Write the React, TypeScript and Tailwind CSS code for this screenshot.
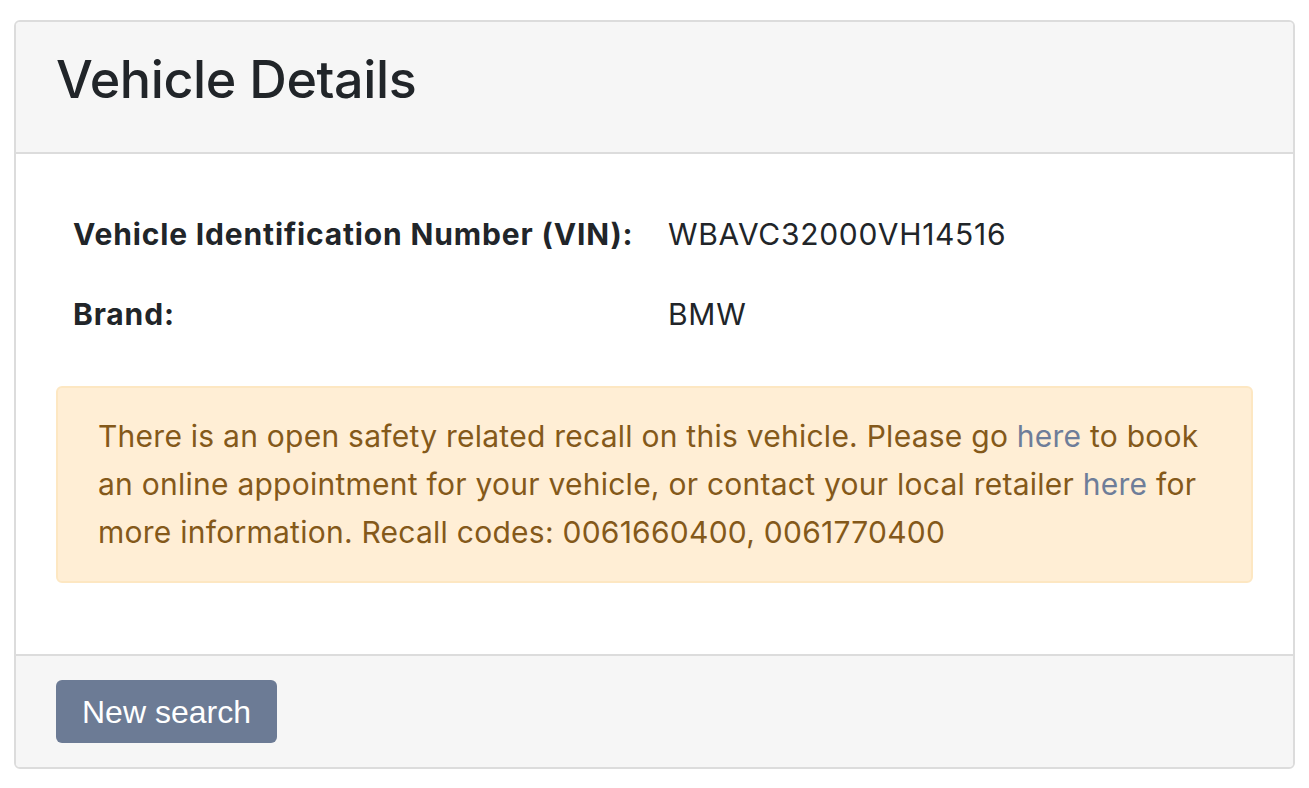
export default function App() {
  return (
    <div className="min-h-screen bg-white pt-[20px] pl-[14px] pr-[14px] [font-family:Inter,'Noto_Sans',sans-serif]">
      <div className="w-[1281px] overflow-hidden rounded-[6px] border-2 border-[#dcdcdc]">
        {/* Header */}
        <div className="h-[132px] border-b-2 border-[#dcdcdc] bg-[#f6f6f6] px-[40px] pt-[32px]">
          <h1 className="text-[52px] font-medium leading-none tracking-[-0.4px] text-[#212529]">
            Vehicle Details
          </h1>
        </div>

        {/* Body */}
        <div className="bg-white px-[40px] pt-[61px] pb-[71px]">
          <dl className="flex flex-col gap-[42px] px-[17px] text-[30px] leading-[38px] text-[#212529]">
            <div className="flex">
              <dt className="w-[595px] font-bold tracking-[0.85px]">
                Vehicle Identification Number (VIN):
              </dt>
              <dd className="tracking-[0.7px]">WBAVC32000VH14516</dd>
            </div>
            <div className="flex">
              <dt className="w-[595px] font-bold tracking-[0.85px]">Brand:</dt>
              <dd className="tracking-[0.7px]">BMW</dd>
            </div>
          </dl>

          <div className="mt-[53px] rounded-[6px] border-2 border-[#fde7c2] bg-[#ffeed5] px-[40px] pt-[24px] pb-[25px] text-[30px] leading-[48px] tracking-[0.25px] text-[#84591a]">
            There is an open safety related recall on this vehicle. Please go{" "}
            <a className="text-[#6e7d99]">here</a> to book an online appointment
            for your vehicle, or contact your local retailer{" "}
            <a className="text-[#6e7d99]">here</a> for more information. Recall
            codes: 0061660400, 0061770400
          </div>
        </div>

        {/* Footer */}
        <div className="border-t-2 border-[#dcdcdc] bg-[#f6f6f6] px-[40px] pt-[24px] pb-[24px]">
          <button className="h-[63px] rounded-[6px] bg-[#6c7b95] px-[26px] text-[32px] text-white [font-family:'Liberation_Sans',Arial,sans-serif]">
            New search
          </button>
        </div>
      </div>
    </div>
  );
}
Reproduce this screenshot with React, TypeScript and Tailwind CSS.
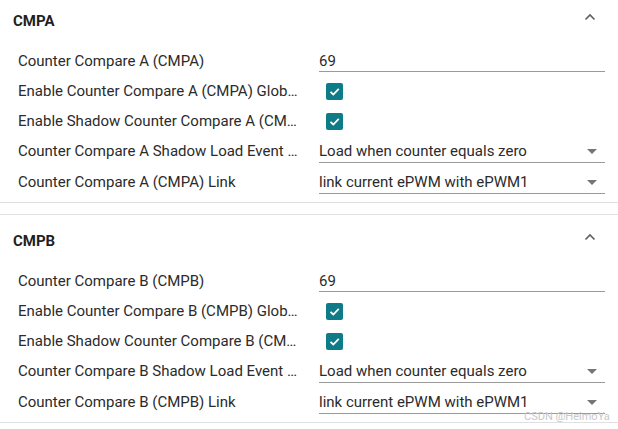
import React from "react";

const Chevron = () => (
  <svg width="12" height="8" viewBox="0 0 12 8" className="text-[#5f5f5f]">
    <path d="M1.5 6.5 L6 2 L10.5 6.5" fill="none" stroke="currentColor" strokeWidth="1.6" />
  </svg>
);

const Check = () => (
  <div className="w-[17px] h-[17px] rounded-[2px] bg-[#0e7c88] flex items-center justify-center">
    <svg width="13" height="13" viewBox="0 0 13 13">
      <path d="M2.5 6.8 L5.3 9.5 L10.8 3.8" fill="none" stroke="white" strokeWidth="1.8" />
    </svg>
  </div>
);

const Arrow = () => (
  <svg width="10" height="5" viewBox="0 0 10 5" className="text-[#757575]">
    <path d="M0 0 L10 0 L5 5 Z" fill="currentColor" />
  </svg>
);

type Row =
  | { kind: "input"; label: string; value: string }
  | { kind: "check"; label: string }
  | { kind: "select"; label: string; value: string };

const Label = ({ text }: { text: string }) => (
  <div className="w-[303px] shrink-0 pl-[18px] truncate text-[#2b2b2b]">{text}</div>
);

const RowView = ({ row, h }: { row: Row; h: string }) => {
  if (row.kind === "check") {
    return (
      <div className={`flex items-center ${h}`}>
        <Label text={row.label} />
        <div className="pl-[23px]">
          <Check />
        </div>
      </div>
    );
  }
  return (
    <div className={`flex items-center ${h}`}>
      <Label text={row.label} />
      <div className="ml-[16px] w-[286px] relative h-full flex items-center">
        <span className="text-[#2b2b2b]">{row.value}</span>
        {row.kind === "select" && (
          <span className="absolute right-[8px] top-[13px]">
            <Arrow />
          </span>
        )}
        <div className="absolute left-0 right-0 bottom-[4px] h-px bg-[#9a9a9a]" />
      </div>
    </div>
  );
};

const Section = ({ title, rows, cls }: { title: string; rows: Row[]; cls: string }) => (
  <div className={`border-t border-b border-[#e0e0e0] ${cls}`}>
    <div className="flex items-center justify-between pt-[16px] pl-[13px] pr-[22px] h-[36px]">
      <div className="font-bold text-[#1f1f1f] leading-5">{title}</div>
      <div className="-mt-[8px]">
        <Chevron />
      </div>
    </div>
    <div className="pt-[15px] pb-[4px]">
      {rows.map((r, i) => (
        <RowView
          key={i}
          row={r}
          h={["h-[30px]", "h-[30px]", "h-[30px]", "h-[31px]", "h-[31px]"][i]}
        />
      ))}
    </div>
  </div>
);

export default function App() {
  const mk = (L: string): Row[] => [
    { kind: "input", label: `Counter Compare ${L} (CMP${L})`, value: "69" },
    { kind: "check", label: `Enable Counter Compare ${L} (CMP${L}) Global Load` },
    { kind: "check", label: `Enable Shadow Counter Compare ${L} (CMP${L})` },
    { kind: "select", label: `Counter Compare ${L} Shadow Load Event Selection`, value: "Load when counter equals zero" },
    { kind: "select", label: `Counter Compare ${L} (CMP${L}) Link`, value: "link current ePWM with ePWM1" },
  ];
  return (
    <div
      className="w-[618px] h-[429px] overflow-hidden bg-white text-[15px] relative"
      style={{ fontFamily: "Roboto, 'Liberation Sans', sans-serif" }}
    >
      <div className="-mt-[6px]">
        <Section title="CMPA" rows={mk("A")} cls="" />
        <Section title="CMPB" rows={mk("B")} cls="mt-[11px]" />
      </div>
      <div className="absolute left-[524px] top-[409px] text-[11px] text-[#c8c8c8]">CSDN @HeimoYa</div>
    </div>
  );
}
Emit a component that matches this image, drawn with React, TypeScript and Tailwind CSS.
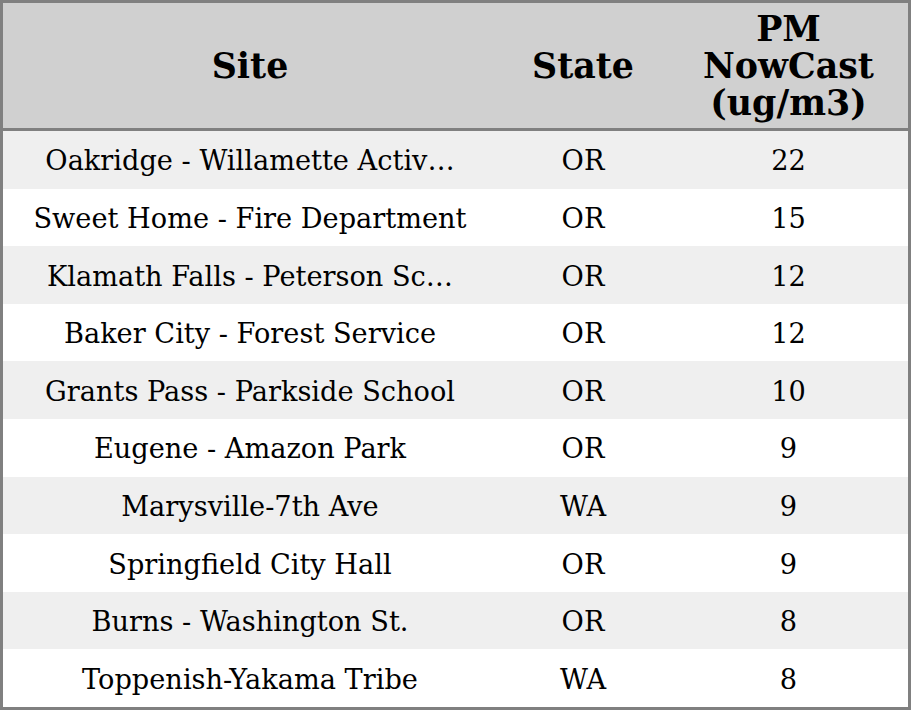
+ + + + +
→ GOAL
Repeat each entry exactly as given; no pictures belong in the copy.

→ TASK SOLUTION
Write the React, TypeScript and Tailwind CSS code for this screenshot.
export default function App() {
  return (
    <div className="min-h-screen bg-white pt-[20px] pl-[14px] pr-[14px] [font-family:Inter,'Noto_Sans',sans-serif]">
      <div className="w-[1281px] overflow-hidden rounded-[6px] border-2 border-[#dcdcdc]">
        {/* Header */}
        <div className="h-[132px] border-b-2 border-[#dcdcdc] bg-[#f6f6f6] px-[40px] pt-[32px]">
          <h1 className="text-[52px] font-medium leading-none tracking-[-0.4px] text-[#212529]">
            Vehicle Details
          </h1>
        </div>

        {/* Body */}
        <div className="bg-white px-[40px] pt-[61px] pb-[71px]">
          <dl className="flex flex-col gap-[42px] px-[17px] text-[30px] leading-[38px] text-[#212529]">
            <div className="flex">
              <dt className="w-[595px] font-bold tracking-[0.85px]">
                Vehicle Identification Number (VIN):
              </dt>
              <dd className="tracking-[0.7px]">WBAVC32000VH14516</dd>
            </div>
            <div className="flex">
              <dt className="w-[595px] font-bold tracking-[0.85px]">Brand:</dt>
              <dd className="tracking-[0.7px]">BMW</dd>
            </div>
          </dl>

          <div className="mt-[53px] rounded-[6px] border-2 border-[#fde7c2] bg-[#ffeed5] px-[40px] pt-[24px] pb-[25px] text-[30px] leading-[48px] tracking-[0.25px] text-[#84591a]">
            There is an open safety related recall on this vehicle. Please go{" "}
            <a className="text-[#6e7d99]">here</a> to book an online appointment
            for your vehicle, or contact your local retailer{" "}
            <a className="text-[#6e7d99]">here</a> for more information. Recall
            codes: 0061660400, 0061770400
          </div>
        </div>

        {/* Footer */}
        <div className="border-t-2 border-[#dcdcdc] bg-[#f6f6f6] px-[40px] pt-[24px] pb-[24px]">
          <button className="h-[63px] rounded-[6px] bg-[#6c7b95] px-[26px] text-[32px] text-white [font-family:'Liberation_Sans',Arial,sans-serif]">
            New search
          </button>
        </div>
      </div>
    </div>
  );
}
Reproduce this screenshot with React, TypeScript and Tailwind CSS.
import React from "react";

const Chevron = () => (
  <svg width="12" height="8" viewBox="0 0 12 8" className="text-[#5f5f5f]">
    <path d="M1.5 6.5 L6 2 L10.5 6.5" fill="none" stroke="currentColor" strokeWidth="1.6" />
  </svg>
);

const Check = () => (
  <div className="w-[17px] h-[17px] rounded-[2px] bg-[#0e7c88] flex items-center justify-center">
    <svg width="13" height="13" viewBox="0 0 13 13">
      <path d="M2.5 6.8 L5.3 9.5 L10.8 3.8" fill="none" stroke="white" strokeWidth="1.8" />
    </svg>
  </div>
);

const Arrow = () => (
  <svg width="10" height="5" viewBox="0 0 10 5" className="text-[#757575]">
    <path d="M0 0 L10 0 L5 5 Z" fill="currentColor" />
  </svg>
);

type Row =
  | { kind: "input"; label: string; value: string }
  | { kind: "check"; label: string }
  | { kind: "select"; label: string; value: string };

const Label = ({ text }: { text: string }) => (
  <div className="w-[303px] shrink-0 pl-[18px] truncate text-[#2b2b2b]">{text}</div>
);

const RowView = ({ row, h }: { row: Row; h: string }) => {
  if (row.kind === "check") {
    return (
      <div className={`flex items-center ${h}`}>
        <Label text={row.label} />
        <div className="pl-[23px]">
          <Check />
        </div>
      </div>
    );
  }
  return (
    <div className={`flex items-center ${h}`}>
      <Label text={row.label} />
      <div className="ml-[16px] w-[286px] relative h-full flex items-center">
        <span className="text-[#2b2b2b]">{row.value}</span>
        {row.kind === "select" && (
          <span className="absolute right-[8px] top-[13px]">
            <Arrow />
          </span>
        )}
        <div className="absolute left-0 right-0 bottom-[4px] h-px bg-[#9a9a9a]" />
      </div>
    </div>
  );
};

const Section = ({ title, rows, cls }: { title: string; rows: Row[]; cls: string }) => (
  <div className={`border-t border-b border-[#e0e0e0] ${cls}`}>
    <div className="flex items-center justify-between pt-[16px] pl-[13px] pr-[22px] h-[36px]">
      <div className="font-bold text-[#1f1f1f] leading-5">{title}</div>
      <div className="-mt-[8px]">
        <Chevron />
      </div>
    </div>
    <div className="pt-[15px] pb-[4px]">
      {rows.map((r, i) => (
        <RowView
          key={i}
          row={r}
          h={["h-[30px]", "h-[30px]", "h-[30px]", "h-[31px]", "h-[31px]"][i]}
        />
      ))}
    </div>
  </div>
);

export default function App() {
  const mk = (L: string): Row[] => [
    { kind: "input", label: `Counter Compare ${L} (CMP${L})`, value: "69" },
    { kind: "check", label: `Enable Counter Compare ${L} (CMP${L}) Global Load` },
    { kind: "check", label: `Enable Shadow Counter Compare ${L} (CMP${L})` },
    { kind: "select", label: `Counter Compare ${L} Shadow Load Event Selection`, value: "Load when counter equals zero" },
    { kind: "select", label: `Counter Compare ${L} (CMP${L}) Link`, value: "link current ePWM with ePWM1" },
  ];
  return (
    <div
      className="w-[618px] h-[429px] overflow-hidden bg-white text-[15px] relative"
      style={{ fontFamily: "Roboto, 'Liberation Sans', sans-serif" }}
    >
      <div className="-mt-[6px]">
        <Section title="CMPA" rows={mk("A")} cls="" />
        <Section title="CMPB" rows={mk("B")} cls="mt-[11px]" />
      </div>
      <div className="absolute left-[524px] top-[409px] text-[11px] text-[#c8c8c8]">CSDN @HeimoYa</div>
    </div>
  );
}
Emit a component that matches this image, drawn with React, TypeScript and Tailwind CSS.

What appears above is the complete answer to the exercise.